What election projections mean for Germany’s ailing economy

By Maria Martinez

BERLIN (Reuters) -Germany’s opposition conservatives CDU/CSU won the national election on Sunday, putting leader Friedrich Merz on track to be the next chancellor while the far-right Alternative for Germany (AfD)came in second, its best ever result, projections showed.

Germany’s election results set the stage for protracted coalition talks.

Please see reactions from analysts and economists.

HOLGER SCHMIEDING, CHIEF ECONOMIST AT BERENBERG

“The risk that a three-party coalition will be needed and that the parties from the political fringes get more than one third of seats and could thus jointly block any changes to the German constitution is serious. If so, they could veto any loosening of the debt brake enshrined in the constitution.”

“At a time when it is crucial to raise spending for the military and Ukraine and ease the tax burden for workers and firms, Germany may struggle to find the fiscal space to do so. A failure to ramp up military spending could get Germany into deep trouble with its NATO partners. By infuriating U.S. president Donald Trump, it would also add to the risk of a U.S.-EU trade war.”

JOERG KRAEMER, CHIEF ECONOMIST AT COMMERZBANK

“A future coalition is likely to agree on more funds for infrastructure.

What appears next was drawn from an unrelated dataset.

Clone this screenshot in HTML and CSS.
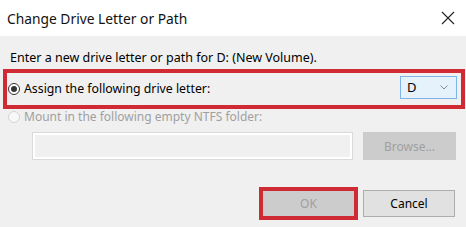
FILE: index.html
```html
<!DOCTYPE html>
<html>
<head>
<meta charset="utf-8">
<link rel="stylesheet" href="styles.css">
</head>
<body>
<div class="dialog">
  <div class="titlebar">
    <span class="title">Change Drive Letter or Path</span>
    <svg class="close" width="14" height="14" viewBox="0 0 14 14"><path d="M1 1 L13 13 M13 1 L1 13" stroke="#222" stroke-width="1.1" fill="none"/></svg>
  </div>
  <div class="body">
    <div class="prompt">Enter a new drive letter or path for D: (New Volume).</div>
    <div class="assign highlight">
      <span class="radio checked"></span>
      <span class="label big">Assign the following drive letter:</span>
      <div class="select">
        <span class="sel-value">D</span>
        <svg class="chev" width="8" height="5" viewBox="0 0 8 5"><path d="M0.5 0.5 L4 4 L7.5 0.5" stroke="#8a8a8a" stroke-width="1" fill="none"/></svg>
      </div>
    </div>
    <div class="mount">
      <span class="radio disabled"></span>
      <span class="label dim">Mount in the following empty NTFS folder:</span>
    </div>
    <div class="path-row">
      <div class="textbox"></div>
      <div class="btn disabled-btn browse">Browse...</div>
    </div>
    <div class="buttons">
      <div class="ok-wrap highlight"><div class="btn disabled-btn ok">OK</div></div>
      <div class="btn cancel">Cancel</div>
    </div>
  </div>
</div>
</body>
</html>
```
FILE: styles.css
```css
* { box-sizing: border-box; }
html, body { margin: 0; padding: 0; }
body {
  width: 466px;
  height: 227px;
  overflow: hidden;
  background: #f0f0f0;
  font-family: "Noto Sans", "Liberation Sans", sans-serif;
  font-size: 12px;
  color: #000;
}
.dialog { width: 466px; height: 227px; background: #f0f0f0; }
.titlebar {
  height: 36px;
  background: #fff;
  display: flex;
  align-items: center;
  justify-content: space-between;
  padding: 0 11px 0 7px;
}
.title { font-size: 13.8px; color: #111; }
.close { display: block; }
.body { display: flex; flex-direction: column; }
.prompt {
  margin-top: 14px;
  padding-left: 10px;
  line-height: 16px;
  height: 16px;
  font-size: 12.5px;
}
.highlight { border: 4px solid #d02a35; }
.assign {
  margin: 3px 0 0 3px;
  width: 462px;
  height: 40px;
  display: flex;
  align-items: center;
  padding-left: 1px;
  padding-right: 4px;
}
.radio {
  width: 12px;
  height: 12px;
  border-radius: 50%;
  border: 1px solid #333;
  background: #fff;
  display: inline-block;
  position: relative;
  flex: none;
}
.radio.checked::after {
  content: "";
  position: absolute;
  left: 2px; top: 2px;
  width: 6px; height: 6px;
  border-radius: 50%;
  background: #333;
}
.radio.disabled { border-color: #d4d4d4; background: #f8f8f8; }
.label { margin-left: 4px; line-height: 16px; }
.big { font-size: 12.3px; }
.dim { color: #a0a0a0; }
.select {
  margin-left: auto;
  width: 57px;
  height: 23px;
  margin-top: -4px;
  background: #e5f1fb;
  border: 1px solid #7eb4ea;
  display: flex;
  align-items: center;
  justify-content: space-between;
  padding: 0 8px 0 6px;
}
.sel-value { font-size: 13px; }
.chev { display: block; }
.mount {
  height: 16px;
  display: flex;
  align-items: center;
  padding-left: 8px;
}
.path-row {
  margin-top: 7px;
  height: 28px;
  display: flex;
  padding-left: 32px;
}
.textbox {
  width: 321px;
  height: 28px;
  border: 1px solid #dadada;
  box-shadow: inset 0 0 0 2px #fff;
  background: #f0f0f0;
}
.btn {
  display: flex;
  align-items: center;
  justify-content: center;
}
.disabled-btn { background: #cccccc; color: #a0a0a0; }
.browse { margin-left: 10px; width: 93px; height: 28px; }
.buttons {
  margin-top: 27px;
  display: flex;
  justify-content: flex-end;
  align-items: center;
  padding-right: 11px;
}
.ok-wrap { width: 99px; height: 33px; }
.ok { width: 100%; height: 100%; }
.cancel {
  margin-left: 5px;
  width: 92px;
  height: 27px;
  background: #e1e1e1;
  border: 1px solid #adadad;
  color: #000;
}
```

That would be good for businesses. But the potential coalition parties have different opinions in many other areas of economic policy – such as tax, social and climate policy. This dampens the prospect of a real restart in economic policy, which would be urgently needed after five years of stagnation.”

FRANZISKA PALMAS, SENIOR EUROPE ECONOMIST AT CAPITAL ECONOMICS

“Regardless of the exact composition of the coalition we would expect the next government to cut income and corporate tax, reduce social benefits and increase defence spending. A debt brake reform has become less likely because the main parties which could have supported it -the CDU, SPD and Greens- might fall short of the two-thirds majority needed to approve it.”

CARSTEN BRZESKI, GLOBAL HEAD OF MACRO AT ING

“Coalition negotiations will be extremely complicated. Assuming that we would get a three-party coalition, it will be the smallest common denominator for the economy. If the three-party coalition includes the FDP, big fiscal stimulus will not be on the agenda. Instead, we will get some tax relief, stricter immigration and more defence spending.”

“However, given that CDU and FDP stand far away from the SPD on economic policies, a three-party coalition runs the risk of more muddling through and more stagnation unless all parties involved realise that this is the last chance to bring change and to prevent the AfD from getting stronger.”

CYRUS DE LA RUBIA, CHIEF ECONOMIST AT HAMBURG COMMERCIAL BANK

“For Germany’s competitiveness, a CDU-SPD coalition could prove positive if the coalition partners approach things courageously. Between the CDU/CSU and the SPD there could be a kind of division of labour. The CDU would enforce a supply-oriented policy. It’s about significant tax cuts for companies, radical bureaucracy reduction, and a reform of the unemployment benefits with the aim of maintaining incentives to work and saving money.”

“The SPD, for its part, would insist on finding ways to invest more in infrastructure. Without more scope for spending, the SPD is unlikely to seriously enter into coalition talks after the traffic light coalition ultimately failed because an agreement could not be reached on the distribution of resources kept scarce by the debt brake.”

“If this task division succeeds – supply policy by the CDU/CSU, demand policy by the SPD – the economic turnaround could really succeed.”

JAN VON GERICH, CHIEF MARKET STRATEGIST AT NORDEA

“The exit polls do not yet offer us definite answers, but it still looks like a CDU/CSU and SPD government is the most likely one. They should be able to form a majority government, which is positive for the outlook. Also positive for sentiment is that the AfD does not appear to have done better than the recent polls suggested.”

“Whether the largest parties will have enough votes to alter the debt brake remains to be seen and is one of the interesting questions that we do not yet have definite answers to.”

FREDERIK DUCROZET, HEAD OF MACROECONOMIC RESEARCH AT PICTET WEALTH MANAGEMENT

“The most market-friendly coalitions are still possible in theory, including the Grand Coalition and the Kenya one with the CDU/CSU, SPD and the Greens.”

“The worst case scenario, at least can be ruled out where, there will be a blocking majority, with the AFD alone, or just them plus another small party. So that at least seems to be mildly positive for market, as far as it stands, just with this big caveat of the uncertainty of the small parties we have to deal with.”